Ballie was an outstanding horseman and a thorough and practical range cow-man. For years he was known as the best roper on the Canadian range and later described as having few equals on any range as a heeler in dragging calves to a branding fire. As a wagon boss, he held the respect and loyalty of his men, as well as the confidence and support of his employers. Campfire stories were often shared about him and how well he knew cattle. Ballie’s greatest honor was earning the trust and respect of all who knew him. He belonged to the intimate circle of genuine old-time range cowboys including cowboy artist, Charles M. “Charlie” Russell. Ballie was one of Charlie’s closest friends and a central figure in Russell’s book, Rawhide Rawlins. Russell delighted to inject Ballie’s character into numerous writings and identified him in several painting and sketches. “We savvied one another like two old cowponies that ran together for a long time.” Ballie recalled, Charlie himself said, “That’s one Indian that knows what the cow said to the calf.” Ballie could hold a conversation with range critters and did so frequently, witnessed by others. His tales of the early days were marked by humor and insight into human nature. Old cowhands like Ballie often thought more of the herd than absentee owners and frequently saved cattle outfits thousands of dollars as a result of the pride and loyalty in their work. There were not but a handful of men who worked for wages that would fight to the death to protect another man’s property. Men like Ballie were worth their weight in gold when they rode for the brand. Few people knew how easy it was for a “green horn” to ruin thou-sands of dollars’ worth of prime beef.

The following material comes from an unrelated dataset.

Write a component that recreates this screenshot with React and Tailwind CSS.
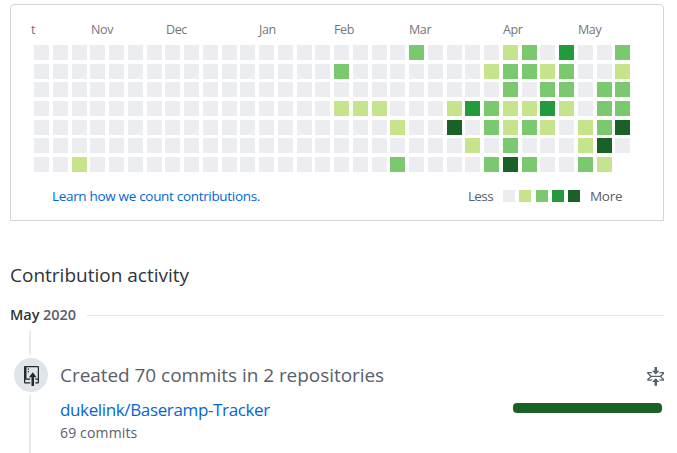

In 1890, Ballie hired on with the Montana Circle Cattle Co. and stayed until 1902. He was with its Canadian herd until 1910. In 1893 he accompanied a Sand and Taylor (ST) Ranch posse to locate several horse that had been stolen. After trailing them for several days he and his cohorts cornered the rustlers, exchanged gunfire, recovered the animals and returned them to the ST headquarters on the Teton.

During the devastating winter of 1906, range stockmen found their herds diminished by half. A conglomerate of cow outfits met in the spring of 1907 and organized the last of the big open-range roundups. This covered the vast territory from the Rocky Mountains International Boundary Line, north to the Bow River and south between the Teton and the Missouri rivers of Montana. Ballie, who was running the Circle wagon, was unanimously selected by the other wagon bosses as captain of this historic event. It was the largest and final assembly of that magnitude working together. One hundred and thirty thousand head of cattle were rounded up.

Ballie was one of the most efficient, favorably known, and highly respected judges that ever officiated at genuine cowboy contests in Montana and Alberta. In 1912 he was handpicked as a bucking horse judge for the first Calgary Stampede managed by visionary and Wild West performer Guy Weadick. Fellow cowboy legend, Teddy Blue Abbot, said it best, “Way up Sun River, close to the Shining Mountains, where the grass grows plenty and the water is sure cold and clear, lives ‘Judge’ Ballie Buck, now running a cow outfit, who for many years was one of the best-known cowpunchers in northern Montana.

Ballie and Myrtle Dennis, an elegant English Canadian, met at a costume ball and were soon courting. “My Dear Ballie, I faced my parents with the fact they are prejudiced unfairly and have no knowledge to justify their decision. I told them if they knew you, they could not possibly reject you.” While Ballie called her “His Queen from Ontario”, her parents chose to disown her. The cowboy and his queen were married for thirty four years and had one son, Stephen Webster Buck, who died at the tender age of two. The local Masons were supportive of Ballie and Myrtle when they lost their only child. Ballie conveyed his respect for the good men and joined the Masonic Society. In 1928 he became Worshipful Master of Augusta Lodge No. 54.

An artist in his own right, Ballie drew countless sketches of the cowboy life and Indian culture. He won first prize, with various pieces of art exhibitions, at the annual Montana State Fair in Great Falls, Montana. Ballie retired from the cattle business in 1930. His final job as foreman was with the J. B. Long – LF Ranch, spanning a decade. In 1934, Ballie was appointed as the Deputy Law Officer of Augusta. He lived out his final days in Helena where he died on March 31, 1943. He was buried at the Masonic Cemetery. A special solo of “Home on the Range” was sung at his funeral for those in attendance.

As Ballie Buck used to say, “Old cowpunchers never die. They just punch out.”